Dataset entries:
● ● ● ● ●
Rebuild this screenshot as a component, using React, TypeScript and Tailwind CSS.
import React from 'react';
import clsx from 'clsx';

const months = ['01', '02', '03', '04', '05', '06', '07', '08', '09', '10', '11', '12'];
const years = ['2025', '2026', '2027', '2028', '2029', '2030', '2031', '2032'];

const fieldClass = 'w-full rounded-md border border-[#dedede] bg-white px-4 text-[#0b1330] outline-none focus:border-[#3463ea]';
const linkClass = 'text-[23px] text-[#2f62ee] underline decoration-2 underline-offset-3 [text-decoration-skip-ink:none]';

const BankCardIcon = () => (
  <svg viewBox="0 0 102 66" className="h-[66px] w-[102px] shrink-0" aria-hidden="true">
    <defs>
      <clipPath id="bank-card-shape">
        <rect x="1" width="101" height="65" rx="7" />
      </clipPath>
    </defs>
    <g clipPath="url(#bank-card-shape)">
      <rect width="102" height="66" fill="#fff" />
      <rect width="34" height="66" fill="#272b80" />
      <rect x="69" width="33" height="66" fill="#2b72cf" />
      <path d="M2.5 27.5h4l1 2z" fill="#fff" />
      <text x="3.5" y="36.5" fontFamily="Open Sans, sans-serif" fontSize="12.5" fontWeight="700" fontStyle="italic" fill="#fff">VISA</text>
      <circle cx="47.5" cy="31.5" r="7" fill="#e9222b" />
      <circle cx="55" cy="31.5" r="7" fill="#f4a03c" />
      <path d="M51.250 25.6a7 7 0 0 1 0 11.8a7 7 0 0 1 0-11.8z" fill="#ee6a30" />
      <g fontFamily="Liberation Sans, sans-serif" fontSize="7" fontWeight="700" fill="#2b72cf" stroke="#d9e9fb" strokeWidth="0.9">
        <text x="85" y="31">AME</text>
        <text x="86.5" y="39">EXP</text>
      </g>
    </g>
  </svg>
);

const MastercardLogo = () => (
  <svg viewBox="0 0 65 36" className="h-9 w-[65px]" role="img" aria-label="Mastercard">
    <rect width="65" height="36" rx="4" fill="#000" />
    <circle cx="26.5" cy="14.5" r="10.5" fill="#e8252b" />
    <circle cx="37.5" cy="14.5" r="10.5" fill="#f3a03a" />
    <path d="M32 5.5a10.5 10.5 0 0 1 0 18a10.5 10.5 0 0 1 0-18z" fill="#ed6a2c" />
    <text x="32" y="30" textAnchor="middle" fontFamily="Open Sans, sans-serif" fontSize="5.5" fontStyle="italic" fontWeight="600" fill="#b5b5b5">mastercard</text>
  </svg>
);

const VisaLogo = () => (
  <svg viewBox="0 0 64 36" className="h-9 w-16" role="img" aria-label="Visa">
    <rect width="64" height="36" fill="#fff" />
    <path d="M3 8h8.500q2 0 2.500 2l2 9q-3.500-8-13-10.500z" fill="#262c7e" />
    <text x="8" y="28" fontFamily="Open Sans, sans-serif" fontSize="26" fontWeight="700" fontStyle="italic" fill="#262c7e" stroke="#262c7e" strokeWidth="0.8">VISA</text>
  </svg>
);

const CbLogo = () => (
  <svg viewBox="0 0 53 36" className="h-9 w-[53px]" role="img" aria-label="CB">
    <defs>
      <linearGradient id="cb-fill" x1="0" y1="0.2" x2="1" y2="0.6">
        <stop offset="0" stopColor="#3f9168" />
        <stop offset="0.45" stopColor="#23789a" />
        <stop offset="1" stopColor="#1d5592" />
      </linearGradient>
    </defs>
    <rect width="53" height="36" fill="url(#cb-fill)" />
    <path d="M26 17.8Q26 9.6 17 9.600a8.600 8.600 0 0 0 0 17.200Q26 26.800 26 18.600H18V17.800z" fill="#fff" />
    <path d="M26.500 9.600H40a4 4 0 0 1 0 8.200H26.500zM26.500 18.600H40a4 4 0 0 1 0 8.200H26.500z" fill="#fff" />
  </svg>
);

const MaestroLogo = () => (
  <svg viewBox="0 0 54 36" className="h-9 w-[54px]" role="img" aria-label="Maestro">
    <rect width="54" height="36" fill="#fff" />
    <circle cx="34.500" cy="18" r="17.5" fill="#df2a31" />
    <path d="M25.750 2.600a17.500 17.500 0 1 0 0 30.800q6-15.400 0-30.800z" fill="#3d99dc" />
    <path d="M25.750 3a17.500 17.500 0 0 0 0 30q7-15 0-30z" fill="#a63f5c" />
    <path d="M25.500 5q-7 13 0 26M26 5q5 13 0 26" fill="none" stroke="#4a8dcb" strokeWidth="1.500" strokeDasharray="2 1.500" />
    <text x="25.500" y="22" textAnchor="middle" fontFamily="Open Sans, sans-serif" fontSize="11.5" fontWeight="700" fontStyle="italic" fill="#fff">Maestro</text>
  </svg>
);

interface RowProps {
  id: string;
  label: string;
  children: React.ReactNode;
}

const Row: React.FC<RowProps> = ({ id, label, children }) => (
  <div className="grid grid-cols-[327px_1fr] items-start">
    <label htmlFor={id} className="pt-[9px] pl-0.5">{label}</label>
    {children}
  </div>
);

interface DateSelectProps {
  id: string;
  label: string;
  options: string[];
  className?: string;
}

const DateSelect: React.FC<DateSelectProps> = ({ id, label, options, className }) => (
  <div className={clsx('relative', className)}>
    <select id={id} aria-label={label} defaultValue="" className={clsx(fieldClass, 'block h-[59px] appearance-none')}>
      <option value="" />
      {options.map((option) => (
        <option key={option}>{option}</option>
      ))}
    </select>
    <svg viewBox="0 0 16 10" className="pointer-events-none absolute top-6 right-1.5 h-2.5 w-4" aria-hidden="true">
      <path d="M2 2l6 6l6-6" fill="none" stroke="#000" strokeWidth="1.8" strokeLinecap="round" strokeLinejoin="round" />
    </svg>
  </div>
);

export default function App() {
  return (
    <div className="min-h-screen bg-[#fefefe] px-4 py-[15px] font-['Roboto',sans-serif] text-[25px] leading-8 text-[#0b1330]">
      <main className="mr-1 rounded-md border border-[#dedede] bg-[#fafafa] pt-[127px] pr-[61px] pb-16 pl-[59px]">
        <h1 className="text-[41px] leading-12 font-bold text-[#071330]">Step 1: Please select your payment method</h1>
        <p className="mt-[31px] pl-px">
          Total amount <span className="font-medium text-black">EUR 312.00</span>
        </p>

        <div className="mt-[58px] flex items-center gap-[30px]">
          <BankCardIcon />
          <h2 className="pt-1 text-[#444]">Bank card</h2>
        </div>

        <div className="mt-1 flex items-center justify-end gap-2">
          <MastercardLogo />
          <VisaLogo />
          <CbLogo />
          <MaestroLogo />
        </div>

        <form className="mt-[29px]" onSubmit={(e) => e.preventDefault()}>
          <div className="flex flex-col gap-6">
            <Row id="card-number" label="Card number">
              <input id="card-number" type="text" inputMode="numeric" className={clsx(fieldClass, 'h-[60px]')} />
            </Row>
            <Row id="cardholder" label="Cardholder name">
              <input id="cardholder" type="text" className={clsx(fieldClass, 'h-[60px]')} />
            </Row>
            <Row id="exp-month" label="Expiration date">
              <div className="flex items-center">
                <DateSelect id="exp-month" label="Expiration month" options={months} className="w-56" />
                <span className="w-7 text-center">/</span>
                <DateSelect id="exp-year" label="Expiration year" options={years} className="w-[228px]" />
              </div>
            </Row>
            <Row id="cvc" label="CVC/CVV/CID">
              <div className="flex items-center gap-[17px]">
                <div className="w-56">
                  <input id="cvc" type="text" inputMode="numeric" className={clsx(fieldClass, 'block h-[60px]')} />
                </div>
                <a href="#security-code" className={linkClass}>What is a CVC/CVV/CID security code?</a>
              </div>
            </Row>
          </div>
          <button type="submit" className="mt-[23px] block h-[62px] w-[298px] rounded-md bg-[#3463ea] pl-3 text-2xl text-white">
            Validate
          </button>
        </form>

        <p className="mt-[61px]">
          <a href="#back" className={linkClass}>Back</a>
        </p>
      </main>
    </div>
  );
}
● ● ● ● ●
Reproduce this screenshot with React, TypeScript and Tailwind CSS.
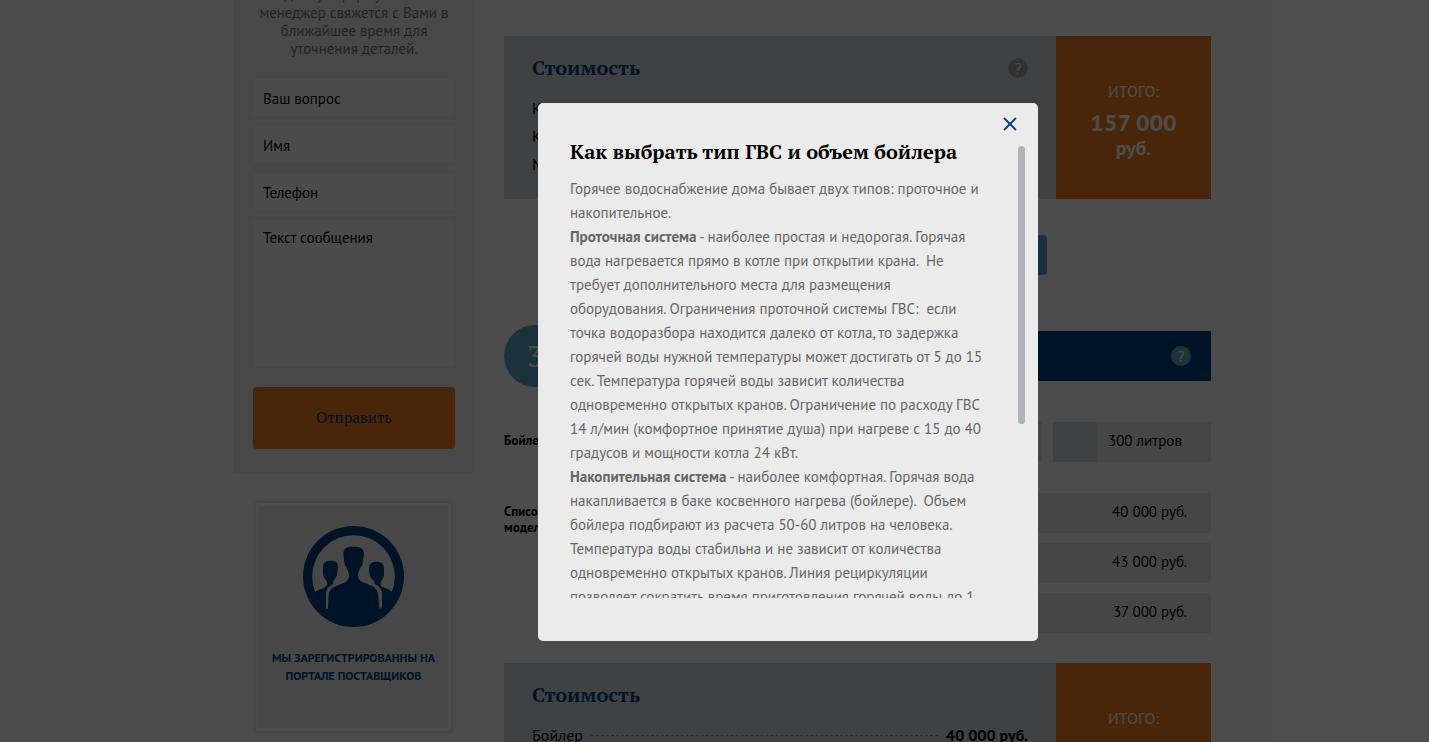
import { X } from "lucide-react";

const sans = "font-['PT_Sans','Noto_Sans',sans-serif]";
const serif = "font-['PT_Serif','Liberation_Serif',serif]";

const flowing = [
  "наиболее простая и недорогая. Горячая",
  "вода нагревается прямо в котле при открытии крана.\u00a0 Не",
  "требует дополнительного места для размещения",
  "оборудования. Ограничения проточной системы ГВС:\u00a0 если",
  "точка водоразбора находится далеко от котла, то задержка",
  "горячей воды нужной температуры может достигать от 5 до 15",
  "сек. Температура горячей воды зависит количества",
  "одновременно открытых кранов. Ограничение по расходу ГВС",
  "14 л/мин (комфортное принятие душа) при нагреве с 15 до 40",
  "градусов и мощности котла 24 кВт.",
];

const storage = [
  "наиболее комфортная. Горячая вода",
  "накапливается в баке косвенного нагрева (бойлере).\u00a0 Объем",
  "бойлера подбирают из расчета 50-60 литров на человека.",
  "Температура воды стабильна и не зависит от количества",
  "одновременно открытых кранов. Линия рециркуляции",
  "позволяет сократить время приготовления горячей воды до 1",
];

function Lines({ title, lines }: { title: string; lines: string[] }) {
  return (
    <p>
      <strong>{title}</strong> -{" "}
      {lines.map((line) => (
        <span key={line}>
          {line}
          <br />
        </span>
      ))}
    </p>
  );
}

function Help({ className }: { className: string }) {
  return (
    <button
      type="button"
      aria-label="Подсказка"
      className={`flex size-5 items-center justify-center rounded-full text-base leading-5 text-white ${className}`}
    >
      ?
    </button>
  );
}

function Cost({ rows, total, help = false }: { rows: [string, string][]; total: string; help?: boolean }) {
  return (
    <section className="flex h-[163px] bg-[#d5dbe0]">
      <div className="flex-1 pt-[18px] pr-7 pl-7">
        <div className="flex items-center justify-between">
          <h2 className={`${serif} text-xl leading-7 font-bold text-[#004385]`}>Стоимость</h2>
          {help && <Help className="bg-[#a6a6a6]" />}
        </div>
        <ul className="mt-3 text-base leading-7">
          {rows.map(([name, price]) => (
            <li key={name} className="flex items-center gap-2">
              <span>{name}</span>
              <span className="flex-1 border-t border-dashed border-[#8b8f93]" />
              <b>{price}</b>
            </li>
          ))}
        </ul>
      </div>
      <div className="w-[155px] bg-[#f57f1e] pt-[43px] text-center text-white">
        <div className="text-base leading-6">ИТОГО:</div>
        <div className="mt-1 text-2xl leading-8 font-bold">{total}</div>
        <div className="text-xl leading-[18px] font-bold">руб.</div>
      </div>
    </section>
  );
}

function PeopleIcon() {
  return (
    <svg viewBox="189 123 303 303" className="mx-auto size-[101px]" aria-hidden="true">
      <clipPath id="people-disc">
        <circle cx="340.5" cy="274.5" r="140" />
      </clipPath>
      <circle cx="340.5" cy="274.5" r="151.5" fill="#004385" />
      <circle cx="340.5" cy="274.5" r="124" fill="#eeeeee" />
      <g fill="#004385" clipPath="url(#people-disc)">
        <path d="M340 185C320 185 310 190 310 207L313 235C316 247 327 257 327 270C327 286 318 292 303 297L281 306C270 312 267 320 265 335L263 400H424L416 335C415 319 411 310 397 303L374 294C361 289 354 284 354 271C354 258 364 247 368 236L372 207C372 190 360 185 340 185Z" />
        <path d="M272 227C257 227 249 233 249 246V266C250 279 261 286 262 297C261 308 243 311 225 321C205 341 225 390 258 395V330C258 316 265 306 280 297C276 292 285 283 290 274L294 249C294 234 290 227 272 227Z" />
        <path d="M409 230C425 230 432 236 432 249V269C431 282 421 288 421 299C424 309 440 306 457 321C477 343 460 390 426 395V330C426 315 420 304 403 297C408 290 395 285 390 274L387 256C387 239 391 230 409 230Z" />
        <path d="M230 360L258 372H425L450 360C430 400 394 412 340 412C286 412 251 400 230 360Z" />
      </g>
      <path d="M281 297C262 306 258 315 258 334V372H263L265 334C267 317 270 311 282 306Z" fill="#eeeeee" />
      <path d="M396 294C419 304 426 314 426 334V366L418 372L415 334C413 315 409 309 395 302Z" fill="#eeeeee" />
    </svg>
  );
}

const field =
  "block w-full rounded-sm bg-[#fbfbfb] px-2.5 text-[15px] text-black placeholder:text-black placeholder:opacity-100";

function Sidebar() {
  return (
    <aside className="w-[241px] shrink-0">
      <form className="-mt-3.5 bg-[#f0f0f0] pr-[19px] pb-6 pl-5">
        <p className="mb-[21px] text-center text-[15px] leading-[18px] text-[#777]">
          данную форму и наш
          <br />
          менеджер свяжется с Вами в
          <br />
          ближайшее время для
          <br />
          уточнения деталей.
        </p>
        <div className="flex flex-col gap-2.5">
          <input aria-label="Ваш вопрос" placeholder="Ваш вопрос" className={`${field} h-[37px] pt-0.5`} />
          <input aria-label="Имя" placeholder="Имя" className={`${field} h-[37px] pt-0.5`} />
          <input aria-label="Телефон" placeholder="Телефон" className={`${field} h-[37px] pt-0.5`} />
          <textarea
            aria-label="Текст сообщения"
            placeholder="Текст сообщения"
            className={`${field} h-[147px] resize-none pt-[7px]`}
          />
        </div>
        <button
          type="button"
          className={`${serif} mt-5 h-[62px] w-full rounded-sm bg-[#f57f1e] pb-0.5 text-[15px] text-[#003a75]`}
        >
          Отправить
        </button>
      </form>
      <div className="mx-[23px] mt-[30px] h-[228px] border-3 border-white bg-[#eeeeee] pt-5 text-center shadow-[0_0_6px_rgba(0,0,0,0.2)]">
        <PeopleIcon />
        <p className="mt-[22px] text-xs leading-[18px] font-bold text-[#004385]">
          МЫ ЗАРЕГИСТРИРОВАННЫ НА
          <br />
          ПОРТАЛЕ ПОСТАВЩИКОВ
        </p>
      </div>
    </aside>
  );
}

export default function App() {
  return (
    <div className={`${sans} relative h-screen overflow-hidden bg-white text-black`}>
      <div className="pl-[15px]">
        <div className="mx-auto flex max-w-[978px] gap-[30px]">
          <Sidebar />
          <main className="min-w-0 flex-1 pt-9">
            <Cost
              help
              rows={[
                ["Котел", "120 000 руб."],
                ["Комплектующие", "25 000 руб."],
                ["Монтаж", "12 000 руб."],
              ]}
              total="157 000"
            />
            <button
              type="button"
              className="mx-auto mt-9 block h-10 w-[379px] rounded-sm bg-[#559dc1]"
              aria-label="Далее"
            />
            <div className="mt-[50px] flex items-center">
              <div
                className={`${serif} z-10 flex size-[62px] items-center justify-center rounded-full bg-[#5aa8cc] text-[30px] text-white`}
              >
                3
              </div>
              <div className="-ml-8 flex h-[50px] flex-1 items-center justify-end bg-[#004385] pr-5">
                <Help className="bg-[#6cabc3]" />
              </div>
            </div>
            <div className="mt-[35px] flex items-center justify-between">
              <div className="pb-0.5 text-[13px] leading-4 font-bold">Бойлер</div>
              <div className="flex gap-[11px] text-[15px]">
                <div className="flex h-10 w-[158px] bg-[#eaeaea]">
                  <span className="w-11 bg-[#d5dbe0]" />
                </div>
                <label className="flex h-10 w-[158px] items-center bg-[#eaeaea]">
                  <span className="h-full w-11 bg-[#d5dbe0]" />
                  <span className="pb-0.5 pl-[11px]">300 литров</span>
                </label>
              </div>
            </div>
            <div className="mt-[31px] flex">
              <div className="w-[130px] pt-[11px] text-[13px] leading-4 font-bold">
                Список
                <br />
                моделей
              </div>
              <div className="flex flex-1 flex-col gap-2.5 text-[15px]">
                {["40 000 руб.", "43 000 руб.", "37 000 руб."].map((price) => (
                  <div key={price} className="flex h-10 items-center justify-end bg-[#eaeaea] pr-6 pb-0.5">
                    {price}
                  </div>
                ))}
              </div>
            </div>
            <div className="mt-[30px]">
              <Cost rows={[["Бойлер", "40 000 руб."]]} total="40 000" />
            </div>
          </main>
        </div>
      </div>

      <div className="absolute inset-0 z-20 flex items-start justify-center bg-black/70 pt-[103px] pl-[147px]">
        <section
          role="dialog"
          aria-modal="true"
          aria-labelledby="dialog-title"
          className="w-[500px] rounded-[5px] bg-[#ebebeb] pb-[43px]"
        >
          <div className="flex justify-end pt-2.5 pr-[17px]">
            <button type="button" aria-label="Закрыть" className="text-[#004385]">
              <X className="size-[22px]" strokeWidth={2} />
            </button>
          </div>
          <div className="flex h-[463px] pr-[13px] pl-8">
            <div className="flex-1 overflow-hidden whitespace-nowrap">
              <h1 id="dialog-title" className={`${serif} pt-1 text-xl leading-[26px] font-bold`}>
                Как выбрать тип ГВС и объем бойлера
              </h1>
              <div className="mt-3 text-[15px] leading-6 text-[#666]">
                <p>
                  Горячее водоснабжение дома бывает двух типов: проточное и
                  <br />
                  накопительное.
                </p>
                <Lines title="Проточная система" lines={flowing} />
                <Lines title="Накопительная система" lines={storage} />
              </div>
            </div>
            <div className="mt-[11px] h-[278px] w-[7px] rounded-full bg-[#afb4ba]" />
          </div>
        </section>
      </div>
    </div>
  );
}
● ● ● ● ●
§ **Set problem**
Show every line that contains the word "Tailwind".

§ **Answer for the task**
Rebuild this screenshot as a component, using React, TypeScript and Tailwind CSS.
Reproduce this screenshot with React, TypeScript and Tailwind CSS.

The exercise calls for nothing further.